Old-timers in Spokane Valley see red when new houses pop up in the wide open spaces to which they’re accustomed. Not Connie Grove. She sees spots. Grove makes maps for the new Spokane Valley city. Charting the city’s building progress with blue and red dots is part of her job. She’s seen a lot of spots lately because construction in the city is booming. Through the first eight months of the year, the city issued 348 building permits for everything from new roofs to new homes. Half the new permits are for single-family homes.

“We had 174 single-family units at the end of August,” said Tom Scholtens, Spokane Valley building official. “There’s stuff going on all over the place.”

Most of the new construction, though, seems to be concentrated on the city’s outskirts, or just outside the city limits. Construction in Northwood and Frazier Estates just north of Millwood is moving at a good clip, producing about 30 homes so far this year. Both areas are outside Spokane Valley city limits and don’t contribute to the city’s building permit count.

Inside the city limits, Midilome East subdivision just east of University High School has added nearly three dozen homes this year. And around Shelley Lake, roughly two dozen homes have gone up so far. The new homes begin at about $180,000 and rise to $300,000.

But the map doesn’t tell the whole story. There are a half-dozen major projects just now picking up steam that have generated few or no permits, such as River Walk Duplex Lots project at the northeast corner of Mission Avenue and Barker Road. Neighborhood Inc., which owns the property, plans to build 40 duplex apartment units on the corner and has reserved a sliver of land for a business site.

Not too far from the River Walk duplexes, a 55-home development by Ken Tupper was approved by the city in late July. And a third project is in the works at the southeast corner of Flora Road and Mission Avenue.

Greenacres, from Chapman Road to the Spokane River, is becoming a hotbed for new home construction, in part because of the raw land available. Big projects take big acres, but the reasons for the Greenacres building trend don’t stop with open space.

“There’s a little bit more to it than land,” said Todd Rooks, real estate agent with Tomlinson Black Spokane Valley. “There’s tremendous potential along the Barker corridor.” Barker Road, which runs the width of Greenacres north to south, makes Greenacres one of the few primarily residential areas in Spokane Valley with its own freeway access. It is also one of the only areas in the region with buildable, riverfront property along the Centennial Trail.

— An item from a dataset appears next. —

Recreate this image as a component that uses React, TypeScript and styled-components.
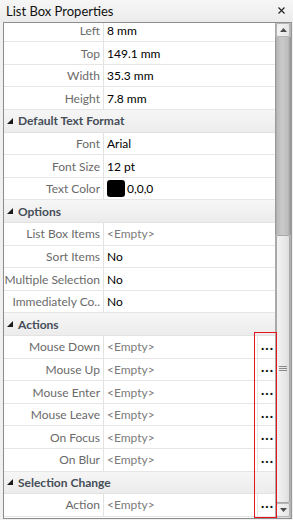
import React from 'react'
import styled, { createGlobalStyle } from 'styled-components'

const GlobalStyle = createGlobalStyle`
	html, body {
		margin: 0;
		padding: 0;
		background: #f0f0f0;
	}
	body {
		font-family: 'Lato', 'Noto Sans', sans-serif;
	}
`

type Prop = {
	label: string
	value: string
	empty?: boolean
	swatch?: boolean
	button?: boolean
}

type Section = {
	title?: string
	rows: Prop[]
}

const sections: Section[] = [
	{
		rows: [
			{ label: 'Left', value: '8 mm' },
			{ label: 'Top', value: '149.1 mm' },
			{ label: 'Width', value: '35.3 mm' },
			{ label: 'Height', value: '7.8 mm' },
		],
	},
	{
		title: 'Default Text Format',
		rows: [
			{ label: 'Font', value: 'Arial' },
			{ label: 'Font Size', value: '12 pt' },
			{ label: 'Text Color', value: '0,0,0', swatch: true },
		],
	},
	{
		title: 'Options',
		rows: [
			{ label: 'List Box Items', value: '<Empty>', empty: true },
			{ label: 'Sort Items', value: 'No' },
			{ label: 'Multiple Selection', value: 'No' },
			{ label: 'Immediately Co..', value: 'No' },
		],
	},
	{
		title: 'Actions',
		rows: [
			{ label: 'Mouse Down', value: '<Empty>', empty: true, button: true },
			{ label: 'Mouse Up', value: '<Empty>', empty: true, button: true },
			{ label: 'Mouse Enter', value: '<Empty>', empty: true, button: true },
			{ label: 'Mouse Leave', value: '<Empty>', empty: true, button: true },
			{ label: 'On Focus', value: '<Empty>', empty: true, button: true },
			{ label: 'On Blur', value: '<Empty>', empty: true, button: true },
		],
	},
	{
		title: 'Selection Change',
		rows: [{ label: 'Action', value: '<Empty>', empty: true, button: true }],
	},
]

const App: React.FC = () => {
	return (
		<>
			<GlobalStyle />
			<StyledPanel>
				<StyledTitleBar>
					<span>List Box Properties</span>
					<StyledClose>
						<svg width="7" height="7" viewBox="0 0 7 7">
							<path d="M0.5 0.5 L6.5 6.5 M6.5 0.5 L0.5 6.5" stroke="#222" strokeWidth="1.1" />
						</svg>
					</StyledClose>
				</StyledTitleBar>
				<StyledFrame>
					<StyledGridViewport>
						<StyledGrid>
							{sections.map((section, i) => (
								<React.Fragment key={i}>
									{section.title && (
										<StyledHeader>
											<svg width="6" height="6" viewBox="0 0 6 6">
												<polygon points="6,0 6,6 0,6" fill="#1a1a1a" />
											</svg>
											<span>{section.title}</span>
										</StyledHeader>
									)}
									{section.rows.map((row) => (
										<StyledRow key={row.label}>
											<StyledLabel>{row.label}</StyledLabel>
											<StyledValue $empty={row.empty}>
												{row.swatch && <StyledSwatch />}
												<span>{row.value}</span>
												{row.button && <StyledEllipsis>...</StyledEllipsis>}
											</StyledValue>
										</StyledRow>
									))}
								</React.Fragment>
							))}
						</StyledGrid>
					</StyledGridViewport>
					<StyledScrollbar>
						<StyledArrowButton>
							<svg width="7" height="4" viewBox="0 0 7 4">
								<polygon points="0,4 3.5,0 7,4" fill="#4d4d4d" />
							</svg>
						</StyledArrowButton>
						<StyledTrack />
						<StyledThumb>
							<svg width="8" height="6" viewBox="0 0 8 6">
								<path d="M0 0.5 H8 M0 2.5 H8 M0 4.5 H8" stroke="#8a8a8a" strokeWidth="1" />
							</svg>
						</StyledThumb>
						<StyledArrowButton $bottom>
							<svg width="7" height="4" viewBox="0 0 7 4">
								<polygon points="0,0 7,0 3.5,4" fill="#4d4d4d" />
							</svg>
						</StyledArrowButton>
					</StyledScrollbar>
					<StyledHighlight />
				</StyledFrame>
			</StyledPanel>
		</>
	)
}

const StyledPanel = styled.div`
	width: 293px;
	height: 520px;
	box-sizing: border-box;
	display: flex;
	flex-direction: column;
	padding: 0 1px 1px 3px;
	background: linear-gradient(#f6f6f6, #ececec 22px, #f0f0f0 22px);
	overflow: hidden;
`

const StyledTitleBar = styled.div`
	height: 22px;
	flex: 0 0 22px;
	display: flex;
	align-items: center;
	justify-content: space-between;
	padding: 0 7px 0 3px;
	font-size: 13px;
	color: #111;
`

const StyledClose = styled.span`
	display: flex;
	align-items: center;
	margin-top: -1px;
`

const StyledFrame = styled.div`
	position: relative;
	flex: 1;
	display: flex;
	border: 1px solid #8a8c8f;
	border-right-color: #9a9a9a;
	background: #fff;
	min-height: 0;
`

const StyledGridViewport = styled.div`
	flex: 1;
	overflow: hidden;
`

const StyledGrid = styled.div`
	margin-top: -3.3px;
	display: flex;
	flex-direction: column;
`

const StyledRow = styled.div`
	height: 22.6px;
	flex: 0 0 22.6px;
	box-sizing: border-box;
	display: flex;
	border-bottom: 1px solid #e6e6e6;
	font-size: 12px;
`

const StyledHeader = styled.div`
	height: 22.6px;
	flex: 0 0 22.6px;
	box-sizing: border-box;
	display: flex;
	align-items: center;
	gap: 5px;
	padding-left: 3px;
	background: linear-gradient(#f6f6f6, #ececec);
	border-bottom: 1px solid #e2e2e2;
	font-size: 12px;
	font-weight: 700;
	color: #454d57;
`

const StyledLabel = styled.div`
	width: 100px;
	flex: 0 0 100px;
	box-sizing: border-box;
	border-right: 1px solid #e2e2e2;
	display: flex;
	align-items: center;
	justify-content: flex-end;
	padding-right: 3px;
	color: #6a6a6a;
	white-space: nowrap;
	overflow: hidden;
`

const StyledValue = styled.div<{ $empty?: boolean }>`
	flex: 1;
	display: flex;
	align-items: center;
	padding-left: 3px;
	color: ${(p) => (p.$empty ? '#7b7b7b' : '#000')};
	white-space: nowrap;
`

const StyledSwatch = styled.span`
	width: 18px;
	height: 17px;
	border-radius: 3px;
	background: #000;
	margin-right: 2px;
`

const StyledEllipsis = styled.span`
	margin-left: auto;
	align-self: stretch;
	width: 18px;
	box-sizing: border-box;
	border-left: 1px solid #e6e6e6;
	display: flex;
	align-items: center;
	justify-content: center;
	font-size: 14px;
	font-weight: 900;
	letter-spacing: 1px;
	color: #111;
	padding: 0 0 5px 2px;
`

const StyledScrollbar = styled.div`
	width: 16px;
	flex: 0 0 16px;
	display: flex;
	flex-direction: column;
	background: linear-gradient(90deg, #9c9c9c, #cfcfcf 2px, #e6e6e6 8px, #d8d8d8 14px, #a6a6a6);
`

const StyledArrowButton = styled.div<{ $bottom?: boolean }>`
	height: 14px;
	flex: 0 0 14px;
	margin: ${(p) => (p.$bottom ? '0 1px 1px 1px' : '0 1px')};
	box-sizing: border-box;
	border: 1px solid #b5b5b5;
	border-radius: 2px;
	background: linear-gradient(90deg, #f4f4f4, #e6e6e6);
	display: flex;
	align-items: center;
	justify-content: center;
`

const StyledTrack = styled.div`
	height: 198px;
	flex: 0 0 198px;
	background: linear-gradient(90deg, #8f8f8f, #b9b9b9 2px, #cacaca 7px, #bdbdbd 13px, #8f8f8f);
`

const StyledThumb = styled.div`
	flex: 1;
	margin: 0 1px;
	box-sizing: border-box;
	border: 1px solid #a8a8a8;
	border-radius: 2px;
	background: linear-gradient(90deg, #f2f2f2, #e9e9e9 60%, #dedede);
	display: flex;
	align-items: center;
	justify-content: center;
`

const StyledHighlight = styled.div`
	position: absolute;
	left: 250px;
	top: 309px;
	width: 23px;
	height: 186px;
	box-sizing: border-box;
	border: 1px solid #e8141b;
	pointer-events: none;
`

export default App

River Walk and River Crossing, two subdivisions by Greenstone Homes, are on track to place 1,000 homes on the Spokane River’s south bank just east of Barker, and there’s nothing but developable land between the subdivisions and Harvard Road, more than a mile farther east.

And south of Barker, there are hundreds of lots approved in the months leading up to Spokane’s urban growth boundary, a perimeter that was supposed to hem in construction. Those projects approved before the urban growth boundary kicked in, assure people moving in that beyond their immediate neighborhoods, new home construction won’t likely be approved for several years.

Farther east, Liberty Lake is going like gangbusters. The little city of 5,000 permitted 74 homes through September and issued 281 permits for everything from remodels to commercial construction, said Mary Wren-Wilson, of the city’s community development office.

And Liberty Lake has two major developments on the horizon. Legacy Ridge, a 500-home project on the Holiday Hills is about to get under way. The only permit issued for the project so far was for a construction office building, but the roads are cut in, as are the pipes servicing the homes. Construction should be just around the corner. Rocky Hill development, northeast of the city center, should be up and running soon, also.